A lot of the things I would end up wincing at were attempts to write out ideas I didn’t even really support, just to practice thinking through them—things I then left to stand in the record while I moved on inside my own head. Many more were attempts to summon a Brendan who could achieve validation and love from the internet, the validation and love he didn’t know how to show himself, if he just put the right words in the right order. The blunt term for both cases, I think, is “sophistry.” But I’ve done enough excoriation over that. What I saw this time was that I had a lot of years of stumbling to do before I stubbed my toe on something that looked like self-knowledge. Starting to unearth it took years beyond that.

I think at least once a week, if not once a day, about the Web we lost. Right now I’m having complex and tangled feelings about the Web in which I started this thing. It was gentler, in some ways, than the milieu in which I’m writing this now—one where the idea of sudden attention makes me feel more fear than excitement. It was also exclusionary. The only reason I was able to start writing here, half my life ago, was my place at the pinnacle of privilege. That privilege has also extended me tremendous benefit of the doubt from all the people who have read this stuff and still decided to be my friends. I don’t plan to take either for granted anymore.
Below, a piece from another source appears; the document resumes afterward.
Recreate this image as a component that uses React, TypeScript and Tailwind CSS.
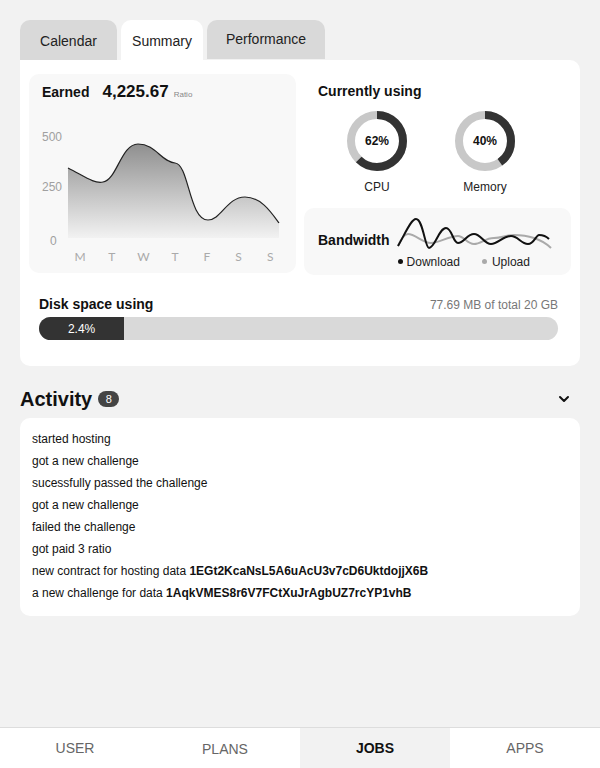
import React from 'react';
import { ChevronDown } from 'lucide-react';

const activity: { text: string; id?: string }[] = [
  { text: 'started hosting' },
  { text: 'got a new challenge' },
  { text: 'sucessfully passed the challenge' },
  { text: 'got a new challenge' },
  { text: 'failed the challenge' },
  { text: 'got paid 3 ratio' },
  { text: 'new contract for hosting data', id: '1EGt2KcaNsL5A6uAcU3v7cD6UktdojjX6B' },
  { text: 'a new challenge for data', id: '1AqkVMES8r6V7FCtXuJrAgbUZ7rcYP1vhB' },
];

const Donut = ({ value, label }: { value: number; label: string }) => {
  const r = 26;
  const c = 2 * Math.PI * r;
  return (
    <div className="w-[80px] flex flex-col items-center">
      <div className="relative w-[62px] h-[62px]">
        <svg width="62" height="62" viewBox="0 0 62 62" className="-rotate-90">
          <circle cx="31" cy="31" r={r} fill="none" stroke="#c8c8c8" strokeWidth="8" />
          <circle
            cx="31"
            cy="31"
            r={r}
            fill="none"
            stroke="#333333"
            strokeWidth="8"
            strokeDasharray={`${(c * value) / 100} ${c}`}
          />
        </svg>
        <div className="absolute inset-0 flex items-center justify-center text-[12px] font-bold text-[#111]">
          {value}%
        </div>
      </div>
      <div className="mt-[9px] text-[12px] leading-none text-[#222]">{label}</div>
    </div>
  );
};

const EarnedChart = () => (
  <svg width="267" height="169" viewBox="0 0 267 169" className="block">
    <defs>
      <linearGradient id="earnFill" x1="0" y1="0" x2="0" y2="1">
        <stop offset="0%" stopColor="#8f8f8f" />
        <stop offset="100%" stopColor="#f2f2f2" />
      </linearGradient>
    </defs>
    <g fontFamily="'Liberation Sans', Arial, sans-serif" fontSize="12" fill="#a0a0a0">
      <text x="13" y="37">500</text>
      <text x="13" y="87">250</text>
      <text x="21" y="141">0</text>
    </g>
    <path
      d="M39,64 C55,72 65,80 74,78 C88,76 92,40 109,40 C127,40 132,58 146,59 C160,60 160,116 179,116 C192,116 198,93 216,93 C232,93 242,108 250,119 L250,134 L39,134 Z"
      fill="url(#earnFill)"
    />
    <path
      d="M39,64 C55,72 65,80 74,78 C88,76 92,40 109,40 C127,40 132,58 146,59 C160,60 160,116 179,116 C192,116 198,93 216,93 C232,93 242,108 250,119"
      fill="none"
      stroke="#222"
      strokeWidth="1.2"
    />
    <g fontFamily="Lato, 'Open Sans', sans-serif" fontSize="12" fill="#aaa" textAnchor="middle">
      {['M', 'T', 'W', 'T', 'F', 'S', 'S'].map((d, i) => (
        <text key={i} x={51 + i * 31.7} y="157">
          {d}
        </text>
      ))}
    </g>
  </svg>
);

const Waves = () => (
  <svg width="156" height="40" viewBox="0 0 156 40" className="block">
    <path
      d="M1,32 C4,25 7,20 11,20 C18,20 26,29 34,29 C42,29 52,22 61,22 C67,22 70,30 77,30 C84,30 88,24 97,24 C105,24 109,21 117,21 C126,21 131,22 137,24 C143,26 150,30 154,34"
      fill="none"
      stroke="#aaaaaa"
      strokeWidth="2"
    />
    <path
      d="M1,32 C8,20 14,5 19,5 C26,5 28,34 32,34 C38,34 42,14 49,14 C55,14 56,29 61,29 C67,29 70,20 77,20 C84,20 87,30 94,30 C101,30 106,22 114,22 C121,22 124,30 131,30 C137,30 139,21 142,21 C147,21 150,23 152,25"
      fill="none"
      stroke="#111"
      strokeWidth="2"
    />
  </svg>
);

const App = () => {
  return (
    <div className="h-screen w-full flex flex-col bg-[#f2f2f2] font-['Liberation_Sans',Arial,sans-serif] text-[#111]">
      <div className="px-5 pt-5">
        {/* tabs */}
        <div className="flex gap-1 text-[14px] text-[#222]">
          <div className="w-[97px] h-10 rounded-t-[10px] bg-[#d9d9d9] flex items-center justify-center pt-[2px]">Calendar</div>
          <div className="w-[82px] h-10 rounded-t-[10px] bg-white flex items-center justify-center pt-[2px]">Summary</div>
          <div className="w-[118px] h-[39px] rounded-t-[10px] bg-[#d9d9d9] flex items-center justify-center">Performance</div>
        </div>

        {/* summary card */}
        <div className="bg-white rounded-b-[10px] rounded-tr-[10px] pt-[14px] pb-[26px]">
          <div className="grid grid-cols-2 gap-2 px-[9px]">
            <div className="bg-[#f8f8f8] rounded-[10px] h-[199px]">
              <div className="flex items-baseline px-[13px] pt-[5px] h-[30px]">
                <span className="text-[14px] font-bold">Earned</span>
                <span className="ml-[13px] text-[17px] font-bold">4,225.67</span>
                <span className="ml-[5px] text-[8px] text-[#888]">Ratio</span>
              </div>
              <EarnedChart />
            </div>

            <div className="flex flex-col">
              <div className="pl-[14px] pt-[9px] text-[14px] font-bold leading-4">Currently using</div>
              <div className="flex gap-[28px] pl-[33px] mt-[11px]">
                <Donut value={62} label="CPU" />
                <Donut value={40} label="Memory" />
              </div>
              <div className="mt-[15px] h-[67px] bg-[#f8f8f8] rounded-[10px] flex items-center pl-[14px]">
                <span className="text-[14px] font-bold -mt-[2px]">Bandwidth</span>
                <div className="ml-[7px] flex flex-col">
                  <Waves />
                  <div className="flex items-center text-[12px] text-[#222] leading-4 pl-[1px]">
                    <span className="w-[5px] h-[5px] rounded-full bg-[#111] mr-[4px]" />
                    <span>Download</span>
                    <span className="w-[5px] h-[5px] rounded-full bg-[#aaa] ml-[22px] mr-[5px]" />
                    <span>Upload</span>
                  </div>
                </div>
              </div>
            </div>
          </div>

          <div className="pl-[19px] pr-[22px] mt-[19px]">
            <div className="flex items-center justify-between">
              <span className="text-[14px] font-bold">Disk space using</span>
              <span className="text-[12px] text-[#777]">77.69 MB of total 20 GB</span>
            </div>
            <div className="mt-[2px] h-[23px] rounded-full bg-[#d9d9d9] overflow-hidden flex">
              <div className="w-[16.4%] h-full bg-[#333] flex items-center justify-center text-[12px] text-white">2.4%</div>
            </div>
          </div>
        </div>

        {/* activity */}
        <div className="flex items-center mt-[21px] h-[24px]">
          <span className="text-[20px] font-bold">Activity</span>
          <span className="ml-[6px] w-[21px] h-[16px] rounded-full bg-[#444] text-white text-[11px] flex items-center justify-center">8</span>
          <ChevronDown className="ml-auto mr-[8px] text-[#111]" size={16} strokeWidth={3} />
        </div>
        <div className="mt-[7px] bg-white rounded-[10px] pt-[10px] pb-[12px] px-3">
          {activity.map((a, i) => (
            <div key={i} className="text-[12px] leading-[22px] text-[#111]">
              {a.text}
              {a.id && <span className="font-bold"> {a.id}</span>}
            </div>
          ))}
        </div>
      </div>

      {/* bottom nav */}
      <div className="mt-auto h-[41px] border-t border-[#dddddd] bg-white grid grid-cols-4 text-[14px]">
        <div className="flex items-center justify-center text-[#666]">USER</div>
        <div className="flex items-center justify-center text-[#666] pt-[2px]">PLANS</div>
        <div className="flex items-center justify-center bg-[#f2f2f2] font-bold text-[#111]">JOBS</div>
        <div className="flex items-center justify-center text-[#666]">APPS</div>
      </div>
    </div>
  );
};

export default App;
Deprecating a moment of pique I typed out about someone I dated for two weeks, which I then left on the whole internet for anyone in the world to read for twenty years, is not going to hide the search, the work, or the ache to figure out who I was. I’m not trying to polish my image here, or make it appear that I never held opinions I now reject. (I did! Lots of them! They might still be on the Wayback Machine!) What I’m trying to do instead is forgive the old Brendan for all the things he left for future Brendan to regret. And forgiveness means letting some of those things go to rest.

Insistence, Reverence

It’s possible there are people reading this blog from time to time who don’t really know me in person, so perhaps it will be nice to clarify something. The Kat person who comes up often in my writing these days, or sometimes without writing at all, the reason I moved back across the country, the light of my days, is the very same Kate who first popped up here a month shy of eight years ago. Did I have any idea back then that one day we’d be getting married and spending the rest of our lives together, you may ask rhetorically? And to that I can only say: yes, I did have that idea, in 2012. It was only an idea, but I had it, and then bit by bit and turn by turn the two of us made it steadily more real until it all came true.

If you are reading this, whether I know you or not, I’m glad that you are persisting. I hope, too, that you have the chance to persevere.